◆ Stated goal
Your output is the lines from the first one to the one containing "import React from 'react';", repeated exactly, with images left out.
________________
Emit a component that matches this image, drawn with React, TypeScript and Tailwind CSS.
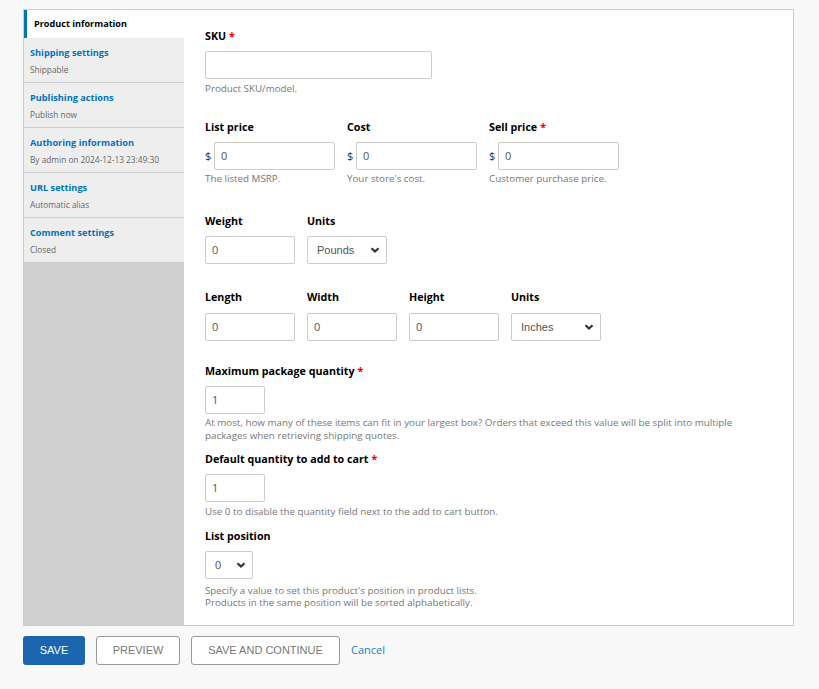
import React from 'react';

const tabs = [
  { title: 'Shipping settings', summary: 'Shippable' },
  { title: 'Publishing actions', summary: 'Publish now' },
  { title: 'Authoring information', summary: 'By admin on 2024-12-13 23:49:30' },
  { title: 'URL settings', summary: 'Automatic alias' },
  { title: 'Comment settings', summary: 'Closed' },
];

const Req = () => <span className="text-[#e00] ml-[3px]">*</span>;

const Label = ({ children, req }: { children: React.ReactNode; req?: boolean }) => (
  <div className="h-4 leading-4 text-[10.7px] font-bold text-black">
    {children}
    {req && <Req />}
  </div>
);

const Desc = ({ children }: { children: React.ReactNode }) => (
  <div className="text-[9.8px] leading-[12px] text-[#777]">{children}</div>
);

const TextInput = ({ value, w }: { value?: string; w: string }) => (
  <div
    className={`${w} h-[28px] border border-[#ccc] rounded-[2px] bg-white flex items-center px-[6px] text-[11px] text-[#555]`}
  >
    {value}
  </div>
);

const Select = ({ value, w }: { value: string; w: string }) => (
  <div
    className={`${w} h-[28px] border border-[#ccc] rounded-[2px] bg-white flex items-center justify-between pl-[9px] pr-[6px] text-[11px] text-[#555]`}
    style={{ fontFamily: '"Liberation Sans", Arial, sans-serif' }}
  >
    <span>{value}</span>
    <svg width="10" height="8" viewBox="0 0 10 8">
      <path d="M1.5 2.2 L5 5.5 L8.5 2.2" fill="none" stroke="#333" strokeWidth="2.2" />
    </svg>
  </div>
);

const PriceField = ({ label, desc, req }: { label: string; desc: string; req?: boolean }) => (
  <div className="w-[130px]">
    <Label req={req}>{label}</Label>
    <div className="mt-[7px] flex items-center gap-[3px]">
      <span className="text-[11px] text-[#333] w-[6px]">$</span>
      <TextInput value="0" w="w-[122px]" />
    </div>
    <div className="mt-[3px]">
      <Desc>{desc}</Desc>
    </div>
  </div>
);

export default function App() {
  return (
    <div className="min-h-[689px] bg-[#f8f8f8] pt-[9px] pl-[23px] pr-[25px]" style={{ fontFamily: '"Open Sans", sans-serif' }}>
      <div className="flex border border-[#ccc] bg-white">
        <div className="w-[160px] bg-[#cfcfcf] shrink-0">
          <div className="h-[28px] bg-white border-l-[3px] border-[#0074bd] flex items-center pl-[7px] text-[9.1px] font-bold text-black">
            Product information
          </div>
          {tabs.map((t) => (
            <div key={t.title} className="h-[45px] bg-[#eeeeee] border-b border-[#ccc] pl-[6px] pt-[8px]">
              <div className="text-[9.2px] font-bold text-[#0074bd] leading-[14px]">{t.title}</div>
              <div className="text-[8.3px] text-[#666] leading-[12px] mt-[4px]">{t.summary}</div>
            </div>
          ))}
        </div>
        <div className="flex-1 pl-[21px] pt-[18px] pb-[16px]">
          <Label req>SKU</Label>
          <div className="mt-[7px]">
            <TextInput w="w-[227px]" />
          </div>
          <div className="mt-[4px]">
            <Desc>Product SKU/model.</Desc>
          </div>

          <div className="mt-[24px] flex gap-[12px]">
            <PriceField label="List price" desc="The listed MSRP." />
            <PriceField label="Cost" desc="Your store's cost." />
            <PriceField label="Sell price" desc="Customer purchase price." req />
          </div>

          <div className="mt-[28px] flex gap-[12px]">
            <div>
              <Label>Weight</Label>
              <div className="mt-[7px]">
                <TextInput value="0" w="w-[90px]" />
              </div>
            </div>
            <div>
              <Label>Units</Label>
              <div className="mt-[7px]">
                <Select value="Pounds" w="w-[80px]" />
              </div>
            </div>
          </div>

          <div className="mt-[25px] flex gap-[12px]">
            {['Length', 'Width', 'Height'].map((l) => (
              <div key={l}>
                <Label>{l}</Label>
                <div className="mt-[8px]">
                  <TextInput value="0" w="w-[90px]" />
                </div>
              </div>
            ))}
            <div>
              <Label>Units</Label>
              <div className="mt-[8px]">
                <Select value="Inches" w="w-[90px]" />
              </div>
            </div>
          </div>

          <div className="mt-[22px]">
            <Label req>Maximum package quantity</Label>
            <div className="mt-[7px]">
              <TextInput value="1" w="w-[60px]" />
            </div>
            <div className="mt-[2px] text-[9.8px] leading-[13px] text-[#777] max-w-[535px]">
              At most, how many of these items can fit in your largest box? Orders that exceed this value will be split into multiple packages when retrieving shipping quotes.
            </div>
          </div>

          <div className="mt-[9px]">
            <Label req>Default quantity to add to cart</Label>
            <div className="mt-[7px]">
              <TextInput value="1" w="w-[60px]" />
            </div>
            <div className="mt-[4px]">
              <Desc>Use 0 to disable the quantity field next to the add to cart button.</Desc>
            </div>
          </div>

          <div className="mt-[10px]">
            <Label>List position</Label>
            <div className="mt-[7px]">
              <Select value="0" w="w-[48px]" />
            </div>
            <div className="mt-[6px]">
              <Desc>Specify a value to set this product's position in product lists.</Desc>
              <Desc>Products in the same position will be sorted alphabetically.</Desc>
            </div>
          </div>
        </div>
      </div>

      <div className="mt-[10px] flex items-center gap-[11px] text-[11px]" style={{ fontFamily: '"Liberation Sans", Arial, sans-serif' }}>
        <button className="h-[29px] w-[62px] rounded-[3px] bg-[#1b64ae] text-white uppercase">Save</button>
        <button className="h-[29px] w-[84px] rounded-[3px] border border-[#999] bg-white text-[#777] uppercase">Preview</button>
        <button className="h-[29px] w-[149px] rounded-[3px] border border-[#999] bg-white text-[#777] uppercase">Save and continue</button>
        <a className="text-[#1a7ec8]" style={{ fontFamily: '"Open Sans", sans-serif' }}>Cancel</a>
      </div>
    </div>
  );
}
________________
◆ Answer to this task
Emit a component that matches this image, drawn with React, TypeScript and Tailwind CSS.
import React from 'react';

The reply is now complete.